TASK INSTRUCTIONS
Note each line where "TypeScript" appears, and copy it.

INPUT ROWS
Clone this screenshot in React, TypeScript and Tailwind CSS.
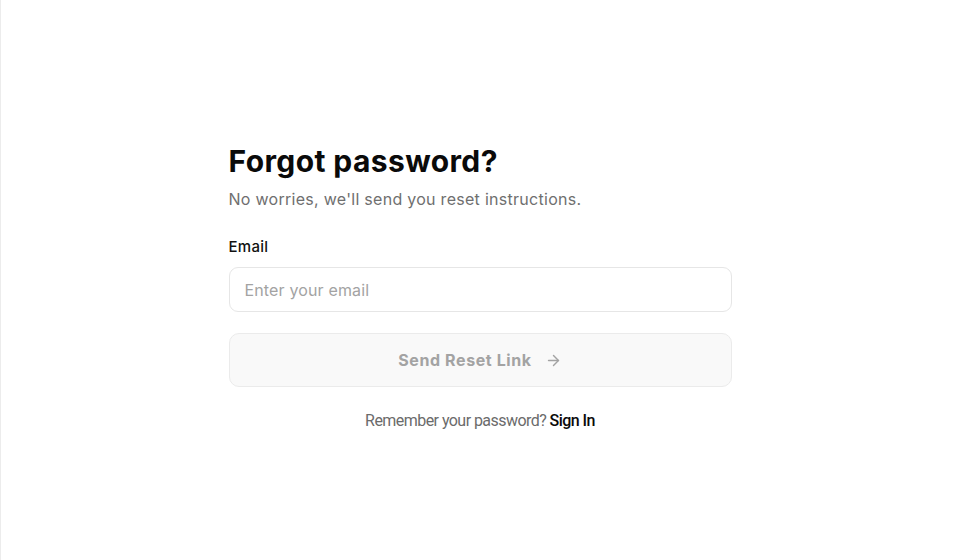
import { ArrowRight } from 'lucide-react'

export default function App() {
  return (
    <div className="min-h-screen bg-white border-l border-[#ececec] flex items-center justify-center font-['Inter','Noto_Sans',sans-serif]">
      <div className="w-[503px] mt-[16px]">
        {/* Heading */}
        <h1 className="text-[30px] font-bold leading-[36px] text-[#0a0a0a] tracking-[0.4px]">Forgot password?</h1>
        <p className="mt-[8px] text-[16px] leading-[24px] text-[#6f6f6f] tracking-[0.28px]">
          No worries, we&apos;ll send you reset instructions.
        </p>

        {/* Form */}
        <form className="mt-[26px]" onSubmit={(e) => e.preventDefault()}>
          <label htmlFor="email" className="block text-[15px] font-medium leading-[20px] text-[#111] tracking-[0.3px]">
            Email
          </label>
          <input
            id="email"
            type="email"
            placeholder="Enter your email"
            className="mt-[10px] w-full h-[45px] rounded-[9px] border border-[#e6e6e6] bg-white px-[15px] text-[16px] text-[#111] placeholder:text-[#a3a3a3] outline-none tracking-[0.15px]"
          />
          <button
            type="submit"
            disabled
            className="mt-[21px] w-full h-[54px] rounded-[10px] border border-[#ebebeb] bg-[#f9f9f9] flex items-center justify-center gap-[13px] text-[16px] font-bold text-[#a3a3a3] tracking-[0.6px]"
          >
            Send Reset Link
            <ArrowRight size={17} strokeWidth={2} />
          </button>
        </form>

        <p className="mt-[22px] text-center text-[16px] text-[#6b6b6b] tracking-[-0.55px] font-['Roboto',sans-serif]">
          Remember your password?{' '}
          <a href="#" className="font-medium text-[#0a0a0a]">Sign In</a>
        </p>
      </div>
    </div>
  )
}
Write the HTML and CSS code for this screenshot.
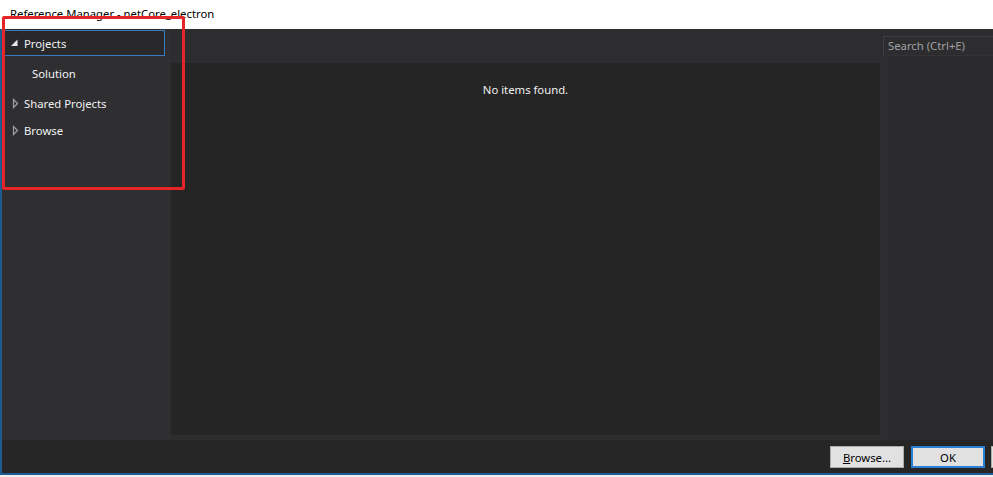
FILE: index.html
```html
<!DOCTYPE html>
<html>
<head>
<meta charset="utf-8">
<link rel="stylesheet" href="styles.css">
</head>
<body>
<div class="window">
  <div class="titlebar">Reference Manager - netCore_electron</div>
  <div class="client">
    <div class="content">
      <div class="left">
        <div class="node selected">
          <svg class="arrow" width="9" height="10" viewBox="0 0 9 10"><polygon points="7.5,1.5 7.5,8 1,8" fill="#e8e8e8"/></svg>
          <span>Projects</span>
        </div>
        <div class="node child"><span>Solution</span></div>
        <div class="node">
          <svg class="arrow" width="9" height="11" viewBox="0 0 9 11"><polygon points="3.5,1.5 7.5,5.5 3.5,9.5" fill="none" stroke="#a0a0a0" stroke-width="1.2"/></svg>
          <span>Shared Projects</span>
        </div>
        <div class="node short">
          <svg class="arrow" width="9" height="11" viewBox="0 0 9 11"><polygon points="3.5,1.5 7.5,5.5 3.5,9.5" fill="none" stroke="#a0a0a0" stroke-width="1.2"/></svg>
          <span>Browse</span>
        </div>
      </div>
      <div class="center">
        <div class="header"></div>
        <div class="list"><div class="empty">No items found.</div></div>
      </div>
      <div class="right">
        <div class="search">Search (Ctrl+E)</div>
        <div class="details"></div>
      </div>
    </div>
    <div class="footer">
      <button class="btn"><u>B</u>rowse...</button>
      <button class="btn default">OK</button>
      <button class="btn cut"></button>
    </div>
  </div>
  <div class="annotation"></div>
</div>
</body>
</html>
```
FILE: styles.css
```css
html, body {
  margin: 0;
  padding: 0;
  background: #f0f0f0;
}
.window {
  position: relative;
  width: 993px;
  height: 477px;
  display: flex;
  flex-direction: column;
  font-family: "Noto Sans", "Open Sans", sans-serif;
  font-size: 11.3px;
  overflow: hidden;
}
.titlebar {
  height: 29px;
  background: #ffffff;
  color: #000;
  padding-left: 10px;
  line-height: 27px;
  font-size: 11.3px;
  box-sizing: border-box;
}
.client {
  flex: 1;
  display: flex;
  flex-direction: column;
  background: #2d2d30;
  border-left: 2px solid #1c5a8f;
  border-bottom: 2px solid #1c5a8f;
  margin-bottom: 2px;
}
.content {
  flex: 1;
  display: flex;
}
.left {
  width: 168px;
  padding-top: 1px;
  background: #2f2f32;
  display: flex;
  flex-direction: column;
}
.node {
  display: flex;
  align-items: center;
  height: 30px;
  color: #f1f1f1;
  box-sizing: border-box;
  padding-left: 8px;
}
.node.short { height: 25px; }
.node .arrow {
  margin-right: 5px;
}
.node.selected {
  width: 163px;
  height: 26px;
  margin-bottom: 2px;
  border: 1px solid #3a78bf;
  background: #29292c;
  padding-left: 7px;
}
.node.child {
  padding-left: 30px;
}
.center {
  flex: 1;
  display: flex;
  flex-direction: column;
}
.header {
  height: 34px;
  background: #2d2d30;
}
.list {
  flex: 1;
  background: #252526;
  margin-left: 1px;
  margin-bottom: 5px;
  padding-top: 19px;
  box-sizing: border-box;
}
.empty {
  text-align: center;
  color: #f1f1f1;
}
.right {
  width: 113px;
  display: flex;
  flex-direction: column;
  padding-top: 7px;
  box-sizing: border-box;
}
.search {
  margin-left: 3px;
  height: 20px;
  line-height: 18px;
  box-sizing: border-box;
  border-top: 1px solid #3f3f46;
  border-left: 1px solid #3f3f46;
  border-bottom: 1px solid #333337;
  padding-left: 4px;
  color: #a0a0a0;
  background: #2d2d30;
}
.details {
  flex: 1;
  margin-left: 7px;
  background: #2b2b2e;
}
.footer {
  height: 33px;
  background: #262627;
  display: flex;
  align-items: center;
  justify-content: flex-end;
  gap: 7px;
  padding-top: 1px;
  box-sizing: border-box;
  margin-right: -10px;
}
.btn {
  width: 74px;
  height: 22px;
  font-family: inherit;
  font-size: 11.3px;
  color: #000;
  background: #e1e1e1;
  border: 1px solid #adadad;
  padding: 0;
  margin: 0;
}
.btn.default {
  border: 2px solid #2a7fd4;
  width: 74px;
}
.btn.cut {
  width: 12px;
  margin-left: -1px;
}
.annotation {
  position: absolute;
  left: 2px;
  top: 16px;
  width: 177px;
  height: 168px;
  border: 3px solid #e52528;
  border-radius: 2px;
}
```
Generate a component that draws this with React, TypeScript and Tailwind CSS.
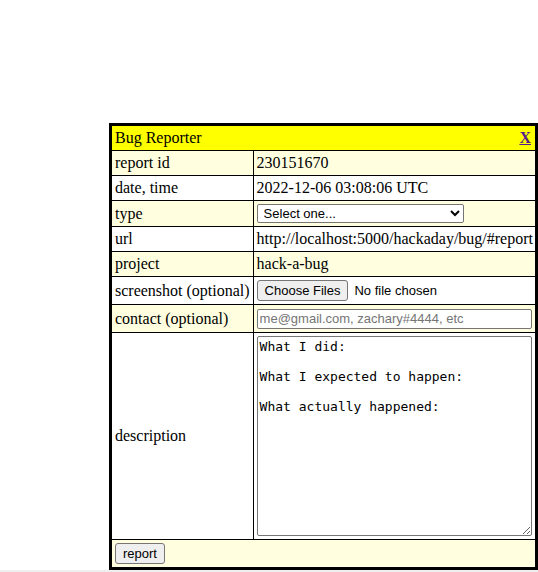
import { useState } from 'react'

const rows: { label: string; value: string; shade: boolean }[] = [
  { label: 'report id', value: '230151670', shade: true },
  { label: 'date, time', value: '2022-12-06 03:08:06 UTC', shade: false },
]

export default function App() {
  const [type, setType] = useState('')
  const [desc, setDesc] = useState('What I did:\n\nWhat I expected to happen:\n\nWhat actually happened:\n')

  const cell = 'border border-black px-[3px] py-[3px] leading-[18px] align-middle'
  const sans = { fontFamily: '"Liberation Sans", Arial, sans-serif' }

  return (
    <div className="h-[572px] w-[538px] flex flex-col bg-white" style={{ fontFamily: '"Liberation Serif", "Times New Roman", serif' }}>
      <div className="flex-1 flex items-end justify-end">
        <table className="border-collapse border-[3px] border-black text-[16px] text-black w-[429px]">
          <tbody>
            <tr className="bg-[#ffff00]">
              <td colSpan={2} className={cell}>
                <div className="flex justify-between">
                  <span>Bug Reporter</span>
                  <a href="#" className="font-bold underline text-[#551a8b] pr-[1px]">X</a>
                </div>
              </td>
            </tr>
            {rows.map((r) => (
              <tr key={r.label} className={r.shade ? 'bg-[#ffffe0]' : 'bg-white'}>
                <td className={`${cell} w-[141px] whitespace-nowrap`}>{r.label}</td>
                <td className={cell}>{r.value}</td>
              </tr>
            ))}
            <tr className="bg-[#ffffe0]">
              <td className={cell}>type</td>
              <td className={cell}>
                <select
                  value={type}
                  onChange={(e) => setType(e.target.value)}
                  className="block w-[207px] h-[19px] text-[13px] bg-white border border-[#767676] rounded-[2px] px-[2px] appearance-auto"
                  style={sans}
                >
                  <option value="">Select one...</option>
                  <option value="bug">bug</option>
                  <option value="feature">feature</option>
                </select>
              </td>
            </tr>
            <tr className="bg-white">
              <td className={cell}>url</td>
              <td className={`${cell} whitespace-nowrap pr-[2px]`}>http://localhost:5000/hackaday/bug/#report</td>
            </tr>
            <tr className="bg-[#ffffe0]">
              <td className={cell}>project</td>
              <td className={cell}>hack-a-bug</td>
            </tr>
            <tr className="bg-white">
              <td className={`${cell} whitespace-nowrap py-[4px] leading-[19px]`}>screenshot (optional)</td>
              <td className={cell}>
                <div className="flex items-center text-[13px]" style={sans}>
                  <span className="h-[21px] px-[7px] flex items-center bg-[#efefef] border border-[#767676] rounded-[3px]">Choose Files</span>
                  <span className="ml-[6px]">No file chosen</span>
                </div>
              </td>
            </tr>
            <tr className="bg-[#ffffe0]">
              <td className={`${cell} py-[4px] leading-[19px]`}>contact (optional)</td>
              <td className={cell}>
                <input
                  placeholder="me@gmail.com, zachary#4444, etc"
                  className="block w-full h-[20px] text-[13px] bg-white border border-[#767676] rounded-[2px] px-[2px] placeholder:text-[#757575]"
                  style={sans}
                />
              </td>
            </tr>
            <tr className="bg-white">
              <td className={cell}>description</td>
              <td className={cell}>
                <textarea
                  value={desc}
                  onChange={(e) => setDesc(e.target.value)}
                  className="block w-full h-[200px] text-[13px] leading-[15px] bg-white border border-[#767676] rounded-[2px] px-[2px] py-[2px] resize-y"
                  style={{ fontFamily: '"DejaVu Sans Mono", monospace' }}
                />
              </td>
            </tr>
            <tr className="bg-[#ffffe0]">
              <td colSpan={2} className={cell}>
                <button
                  className="h-[21px] px-[7px] text-[13px] bg-[#efefef] border border-[#767676] rounded-[3px]"
                  style={sans}
                >
                  report
                </button>
              </td>
            </tr>
          </tbody>
        </table>
      </div>
      <div className="h-[2px] bg-[#eeeeee]" />
    </div>
  )
}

RESPONSE TO THIS TASK
Clone this screenshot in React, TypeScript and Tailwind CSS.
Generate a component that draws this with React, TypeScript and Tailwind CSS.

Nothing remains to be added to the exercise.